Impact on oysters in first-of-its-kind field trial of marine Enhanced Rock Weathering (mERW) with olivine as carbon dioxide removal (CDR) strategy
This week, we deep dive into a paper recently published in Frontiers in Climate. The study was led by Emilia Jankowska, affiliated with Hourglass Climate NPO in Montclair, NJ (United States).
This article presents the first field trial testing how marine Enhanced Rock Weathering (mERW) with olivine affects oysters under real coastal conditions. The study placed about 650 tonnes of olivine sand on an intertidal beach in Peconic Bay, New York, and followed juvenile Eastern oysters for one year across olivine-treated and control sites. The central question is both ecological and practical: can olivine-based carbon dioxide removal support shellfish by raising alkalinity, while avoiding harmful trace-metal accumulation? The results suggest a limited biological impact: oysters exposed to olivine showed a small, non-significant biomass increase after two months, but no long-term difference in growth after one year. Although olivine initially elevated nickel in porewaters, oyster tissue metal concentrations did not become significantly higher at the olivine site and remained below food-safety concern thresholds. Overall, the paper provides cautious early evidence that olivine-based mERW may be compatible with oyster aquaculture, while emphasizing the need for broader field testing.
This study moves the assessment of olivine-based mERW from laboratory or highly controlled exposure settings into a real coastal field trial. The authors describe this as the world’s first field trial of marine enhanced rock weathering, carried out by applying olivine sand to an intertidal beach and then monitoring oyster growth, oyster tissue metal accumulation, sediment olivine redistribution, porewater chemistry, and water-column conditions over time. This is important because many concerns around mERW depend on real-world hydrodynamics: olivine does not remain fixed in place, dissolution products are diluted or redistributed, and organisms may experience only intermittent exposure. In this study, olivine was initially concentrated at the treated site but was rapidly transported along the coastline, with the original olivine site dropping from high olivine content shortly after placement to nearly zero in the sampled 1–3 cm sediment layer after about one year. This makes the field setting especially valuable, because it captures the complexity that laboratory tanks cannot reproduce.

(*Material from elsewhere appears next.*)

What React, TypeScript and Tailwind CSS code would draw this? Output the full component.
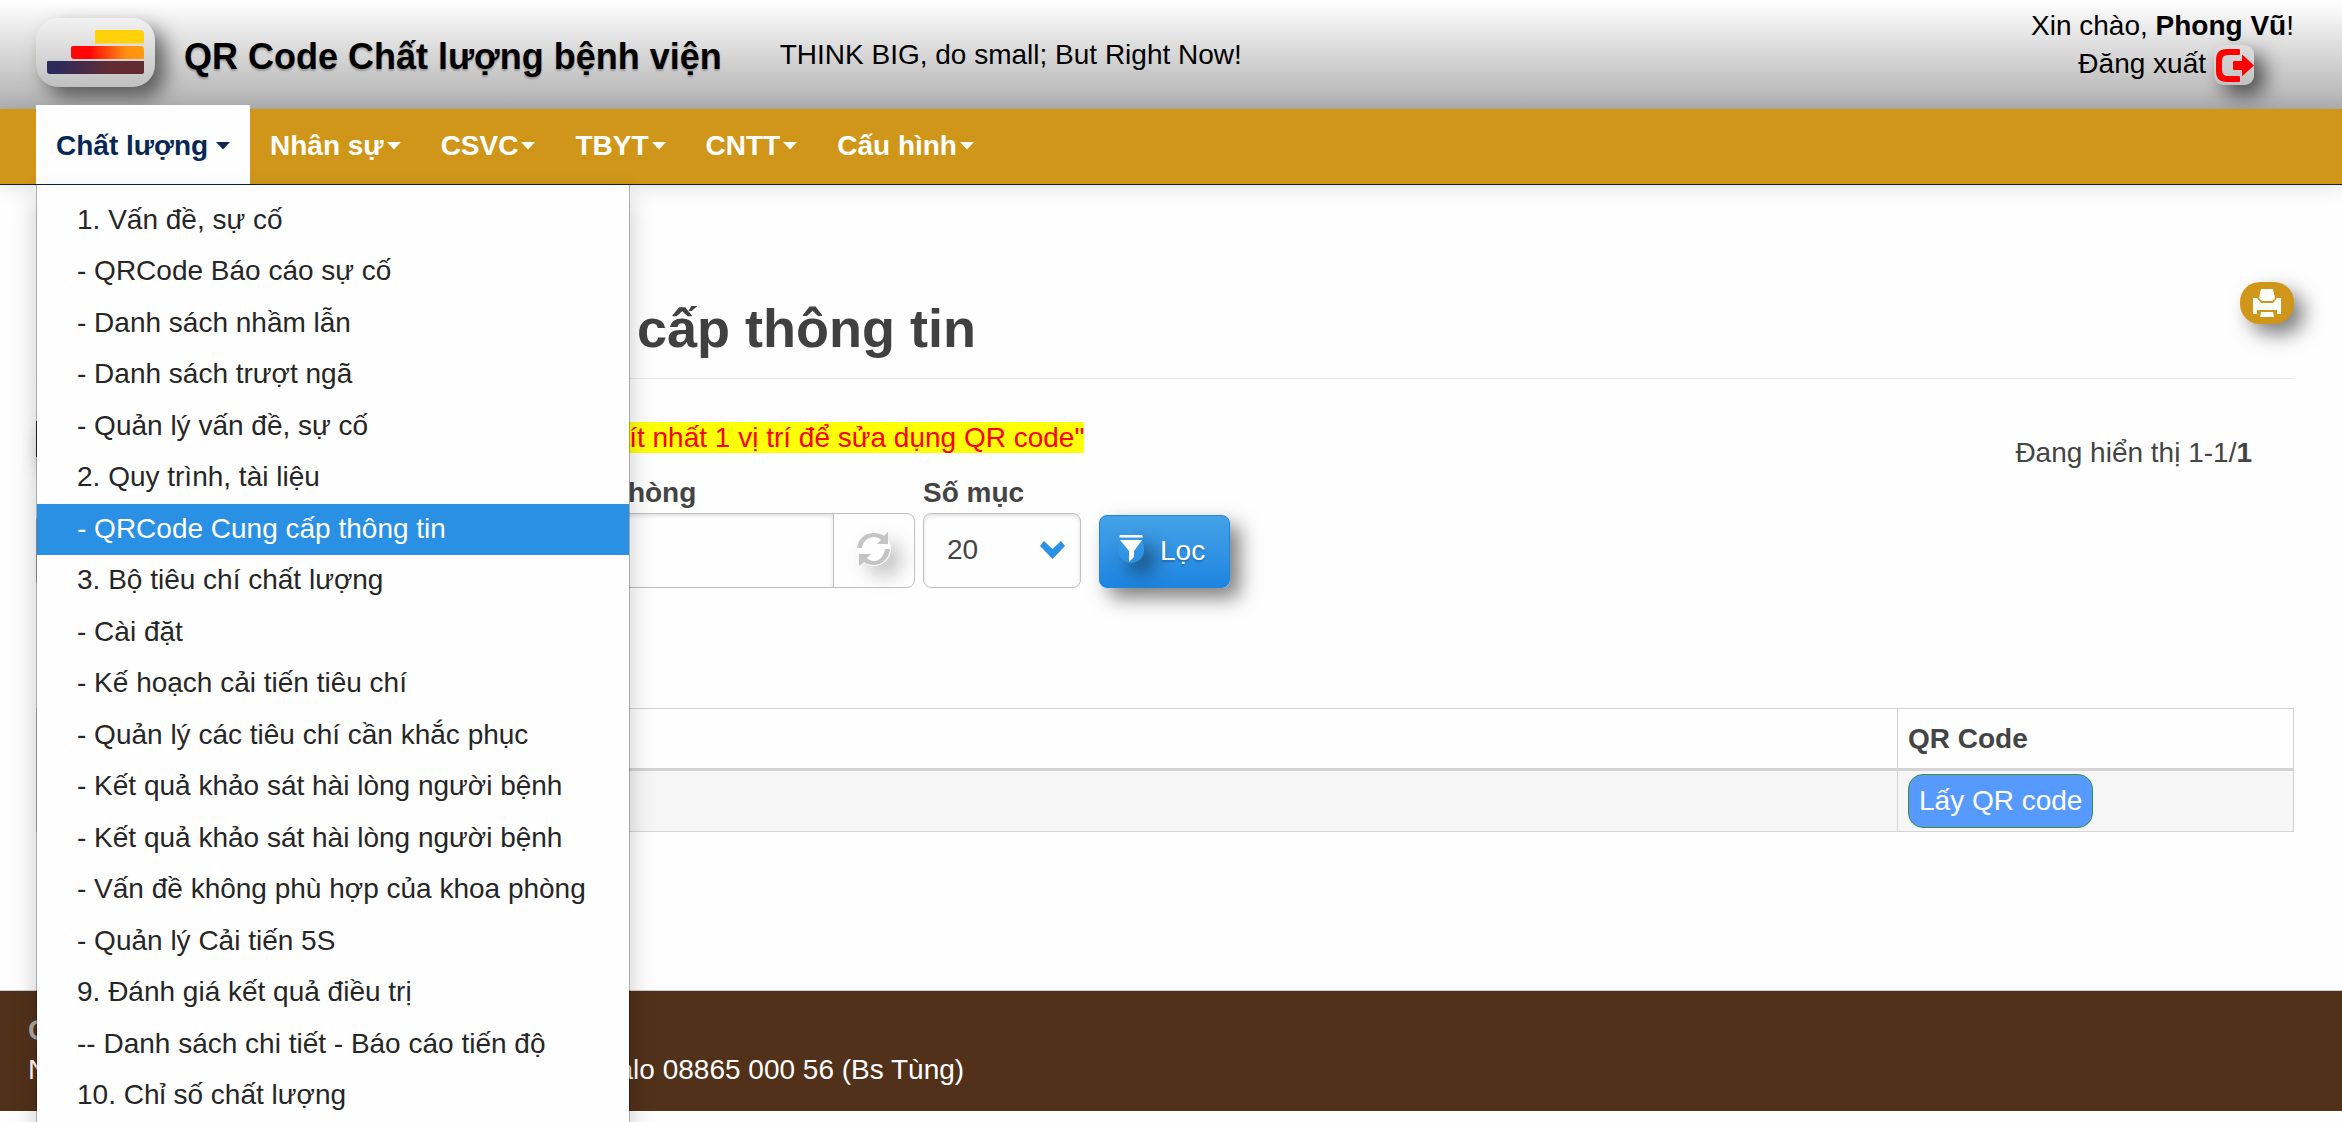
import React, { useState } from 'react';

interface MenuEntry {
  label: string;
  active?: boolean;
}

const qualityMenu: MenuEntry[] = [
  { label: '1. Vấn đề, sự cố' },
  { label: '- QRCode Báo cáo sự cố' },
  { label: '- Danh sách nhầm lẫn' },
  { label: '- Danh sách trượt ngã' },
  { label: '- Quản lý vấn đề, sự cố' },
  { label: '2. Quy trình, tài liệu' },
  { label: '- QRCode Cung cấp thông tin', active: true },
  { label: '3. Bộ tiêu chí chất lượng' },
  { label: '- Cài đặt' },
  { label: '- Kế hoạch cải tiến tiêu chí' },
  { label: '- Quản lý các tiêu chí cần khắc phục' },
  { label: '- Kết quả khảo sát hài lòng người bệnh' },
  { label: '- Kết quả khảo sát hài lòng người bệnh' },
  { label: '- Vấn đề không phù hợp của khoa phòng' },
  { label: '- Quản lý Cải tiến 5S' },
  { label: '9. Đánh giá kết quả điều trị' },
  { label: '-- Danh sách chi tiết - Báo cáo tiến độ' },
  { label: '10. Chỉ số chất lượng' },
];

const navItems = ['Nhân sự', 'CSVC', 'TBYT', 'CNTT', 'Cấu hình'];

const Caret = () => (
  <svg className="w-3.5 h-2" viewBox="0 0 14 8" fill="currentColor" aria-hidden="true">
    <path d="M0 0h14L7 7.5z" />
  </svg>
);

const Logo = () => (
  <a
    href="#"
    aria-label="Trang chủ"
    className="block w-[119px] h-[69px] rounded-[22px] shadow-[10px_10px_20px_rgba(0,0,0,0.55)]"
  >
    <svg className="w-full h-full" viewBox="0 0 119 69">
      <defs>
        <linearGradient id="logo-mid">
          <stop offset="0.25" stopColor="#ff0505" />
          <stop offset="0.75" stopColor="#ff8f10" />
          <stop offset="1" stopColor="#ff9a0e" />
        </linearGradient>
        <linearGradient id="logo-low">
          <stop offset="0.1" stopColor="#2d2a5c" />
          <stop offset="0.65" stopColor="#632c33" />
        </linearGradient>
      </defs>
      <path d="M59 13q0-1 1-1h44q4 0 4 4v9.500h-49z" fill="#ffd10a" />
      <path d="M37 28h67q4 0 4 4v9H38q-3 0-3-3v-8q0-2 2-2z" fill="url(#logo-mid)" />
      <path d="M12 43h96v11q0 2-2 2H14q-3 0-3-3v-9q0-1 1-1z" fill="url(#logo-low)" />
    </svg>
  </a>
);

const Header = () => (
  <header className="flex justify-between h-[109px] pl-9 pr-12 bg-linear-to-b from-white to-[#b0b0b0] text-black">
    <div className="flex pt-[18px]">
      <Logo />
      <h2 className="ml-[29px] mt-[17px] text-[36px] leading-[44px] font-bold [text-shadow:0_2px_2px_rgba(0,0,0,0.25)]">
        QR Code Chất lượng bệnh viện
      </h2>
      <p className="ml-[58px] mt-[21px] text-[28px] leading-8">THINK BIG, do small; But Right Now!</p>
    </div>
    <div className="pt-[7px] leading-[38px] text-right">
      <p>
        Xin chào, <b>Phong Vũ</b>!
      </p>
      <a href="#" className="flex justify-end gap-2 pr-10">
        Đăng xuất
        <span className="block w-10 h-10 rounded-[9px] shadow-[10px_10px_20px_rgba(0,0,0,0.6)]">
          <svg className="w-10 h-10" viewBox="0 0 40 40" fill="#ff0000" aria-hidden="true">
            <path d="M25 4H13Q2 4 2 15v11q0 11 11 11h12q1 0 1-1v-4q0-1-1-1H14q-6 0-6-6v-9q0-6 6-6h11q1 0 1-1V5q0-1-1-1z" />
            <path d="M20 16h8v-5.500q0-1 1-.300L40 20.500 29 30.600q-1 .700-1-.300V25h-8q-1 0-1-1v-7q0-1 1-1z" />
          </svg>
        </span>
      </a>
    </div>
  </header>
);

const NavBar = () => {
  const [open, setOpen] = useState(true);

  return (
    <nav className="relative z-10 flex h-[76px] pl-9 bg-[#cf961a] border-b border-[#0a2233] shadow-[0_2px_20px_rgba(0,0,0,0.12)] text-white font-bold [text-shadow:0_2px_2px_rgba(0,0,0,0.25)]">
      <div className="relative">
        <button
          onClick={() => setOpen(!open)}
          aria-expanded={open}
          className="flex items-center gap-2 w-[214px] h-[79px] -mt-1 pl-5 pt-0.5 bg-[#fefefe] text-[#072857] whitespace-nowrap"
        >
          Chất lượng
          <Caret />
        </button>
        {open && (
          <ul className="absolute top-[76px] left-0 w-[594px] py-2.5 bg-[#fefefe] bg-clip-padding border-x border-black/25 shadow-[0_12px_24px_rgba(0,0,0,0.2)] text-[#262626] font-normal [text-shadow:none]">
            {qualityMenu.map((entry, i) => (
              <li key={i} className="h-[51px] even:h-[52px]">
                <a
                  href="#"
                  className={`block h-full px-10 leading-[50px] whitespace-nowrap ${
                    entry.active ? 'bg-[#2a90e3] text-white' : 'hover:bg-gray-100'
                  }`}
                >
                  {entry.label}
                </a>
              </li>
            ))}
          </ul>
        )}
      </div>
      {navItems.map((item) => (
        <button key={item} className="flex items-center gap-[3px] px-5 pb-0.5">
          {item}
          <Caret />
        </button>
      ))}
    </nav>
  );
};

const Filters = () => (
  <form className="flex items-start" onSubmit={(e) => e.preventDefault()}>
    <div className="w-[879px]">
      <label htmlFor="keyword" className="block pl-[497px] font-bold leading-10 whitespace-nowrap">
        Khoa phòng
      </label>
      <div className="flex h-[75px] border border-[#bfbfbf] rounded-lg">
        <input id="keyword" type="text" className="flex-1 min-w-0 px-6 rounded-l-lg outline-none shadow-[inset_0_2px_4px_rgba(0,0,0,0.12)]" />
        <button type="button" aria-label="Làm mới" className="flex items-center justify-center w-[81px] border-l border-[#bfbfbf]">
          <span className="block -mt-1 rounded-full shadow-[10px_10px_20px_rgba(0,0,0,0.25)]">
            <svg className="w-[34px] h-[34px]" viewBox="0 0 34 34" fill="#c4c4c4" aria-hidden="true">
              <path d="M0 16C1 7 8 1 17 1c4 0 8 1 10 3l4-4v12H20l4-4c-2-2-4-3-7-3-6 0-11 4-12 11z" />
              <path d="M33 17c-1 10-8 16-16 16-4 0-8-1-10-3l-5 4V22h12l-4 4c2 2 4 3 7 3 6 0 10-5 11-12z" />
            </svg>
          </span>
        </button>
      </div>
    </div>
    <div className="w-[158px] ml-2">
      <label htmlFor="page-size" className="block font-bold leading-10">
        Số mục
      </label>
      <div className="relative">
        <select
          id="page-size"
          defaultValue="20"
          className="appearance-none w-full h-[75px] pl-[23px] pb-0.5 border border-[#bfbfbf] rounded-lg bg-transparent shadow-[inset_0_2px_4px_rgba(0,0,0,0.12)]"
        >
          <option>10</option>
          <option>20</option>
          <option>50</option>
        </select>
        <svg className="absolute right-4 top-7 w-[25px] h-[18px] pointer-events-none" viewBox="0 0 25 18" fill="#2a90e3" aria-hidden="true">
          <path d="M4 0 12.500 8 21 0l4 5-12.500 13L0 5z" />
        </svg>
      </div>
    </div>
    <button
      type="submit"
      className="flex items-center gap-4 w-[131px] h-[73px] mt-[42px] ml-[18px] pl-[18px] pb-0.5 rounded-lg border border-[#1f86d8] bg-linear-to-b from-[#45a2e8] to-[#1b85e0] text-white shadow-[10px_10px_20px_rgba(0,0,0,0.5)] [text-shadow:0_2px_2px_rgba(0,0,0,0.25)]"
    >
      <span className="block -mt-1 rounded-full shadow-[10px_10px_20px_rgba(0,0,0,0.5)]">
        <svg className="w-[26px] h-[28px]" viewBox="0 0 26 28" fill="#fff" aria-hidden="true">
          <path d="M2 0h22l1 2.500H1zM2 5h22l-8 11v6l-5 5V16z" />
        </svg>
      </span>
      Lọc
    </button>
  </form>
);

const App: React.FC = () => (
  <div className="h-screen overflow-hidden bg-[#fefefe] font-['Liberation_Sans',Arial,sans-serif] text-[28px] text-[#444]">
    <Header />
    <NavBar />

    <main className="px-9 pr-12">
      <div className="flex justify-between h-[194px] pt-[97px] border-b border-[#e8e8e8]">
        <h1 className="pl-1 text-[54px] leading-[92px] font-bold whitespace-nowrap text-[#404040]">Quản lý QRCode Cung cấp thông tin</h1>
        <button
          aria-label="In"
          className="flex items-center justify-center w-[54px] h-[42px] rounded-[20px] bg-[#cf961a] shadow-[10px_10px_20px_rgba(0,0,0,0.5)]"
        >
          <svg className="w-7 h-7" viewBox="0 0 28 28" fill="#fff" aria-hidden="true">
            <path d="M8 0h12l2 9-3 3H9L6 9zM0 9h4l4 5h12l4-5h4v16h-4v-4H4v4H0zM8 23h12l1 5H7z" />
          </svg>
        </button>
      </div>

      <div className="flex justify-between pt-[42px]">
        <div className="flex items-start gap-2.5 h-[52px] leading-8">
          <button className="px-2 h-9 bg-[#333] text-white shadow-[10px_10px_20px_rgba(0,0,0,0.5)]">Thêm</button>
          <p className="mt-px whitespace-nowrap">
            <mark className="bg-[#ffff0a] text-[#ff0000]">
              "Cần phải thiết lập và lựa chọn vị trí, có ít nhất 1 vị trí để sửa dụng QR code"
            </mark>
          </p>
        </div>
        <p className="pt-4 pr-[42px] leading-8">
          Đang hiển thị 1-1/<b>1</b>
        </p>
      </div>

      <Filters />

      <table className="w-full mt-[120px] border-collapse table-fixed">
        <thead>
          <tr className="h-[61px] border border-b-[3px] border-[#d4d4d4]">
            <th className="text-left pl-2.5">Tên tài liệu</th>
            <th className="w-[396px] pl-2.5 text-left border-l border-[#d4d4d4]">QR Code</th>
          </tr>
        </thead>
        <tbody>
          <tr className="h-[62px] bg-[#f6f6f6] border border-[#d4d4d4]">
            <td className="pl-2.5">Cung cấp thông tin</td>
            <td className="pl-2.5 border-l border-[#d4d4d4]">
              <button className="block h-[54px] px-2.5 border border-[#3f8f3a] rounded-[15px] bg-[#569aff] text-white">Lấy QR code</button>
            </td>
          </tr>
        </tbody>
      </table>
    </main>

    <footer className="h-[121px] mt-[158px] pl-7 pt-[19px] border-t border-[#ccc] bg-[#52311a] leading-10 text-white">
      <p className="font-bold text-[#aaa]">QR Code Chất lượng bệnh viện</p>
      <p>Nhóm phát triển phần mềm, liên hệ hỗ trợ tại: Zalo 08865 000 56 (Bs Tùng)</p>
    </footer>
  </div>
);

export default App;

The main result is that olivine exposure did not produce clear negative effects on oysters. In the first 61 days, oysters in the Olivine Nourished treatment had higher average dry biomass than controls, but this difference was only marginally non-significant, so it should be interpreted as suggestive rather than conclusive. Porewater at the olivine site showed elevated total alkalinity and nickel early in the trial, consistent with olivine dissolution, but these signals weakened over time and were not mirrored by significant increases in bottom-water metal concentrations. Oyster tissue concentrations of nickel, chromium, and cobalt remained low, with no evidence of a long-term olivine-driven bioaccumulation problem. Interestingly, the highest early nickel, chromium, and cobalt burdens were found in oysters from Control West rather than the olivine treatment, which the authors link to local environmental stressors and possible transport of fine olivine particles. By the end of the experiment, oyster biomass and metal concentrations were broadly similar across treatments, supporting the conclusion that olivine-derived metals did not create oyster safety concerns in this trial.
Here is a list of the main takeaways of this paper:
- By testing olivine sand in an open coastal environment with natural tides, sediment transport, and dilution, this study moves beyond lab-based exposure experiments towards real-world mERW field tests.
- The olivine site initially showed higher total alkalinity and significantly elevated nickel in porewater, but these effects declined as olivine redistributed through the system.
- Oysters grew over time at all sites, and the olivine treatment showed a small early biomass increase, though this was not statistically significant.
- Nickel, chromium, and cobalt in oyster tissues did not become significantly elevated at the olivine site after one year and remained within natural global ranges.
- Oyster metal concentrations stayed below US Food and Drug Administration warning thresholds, suggesting no food-safety concern under the tested conditions.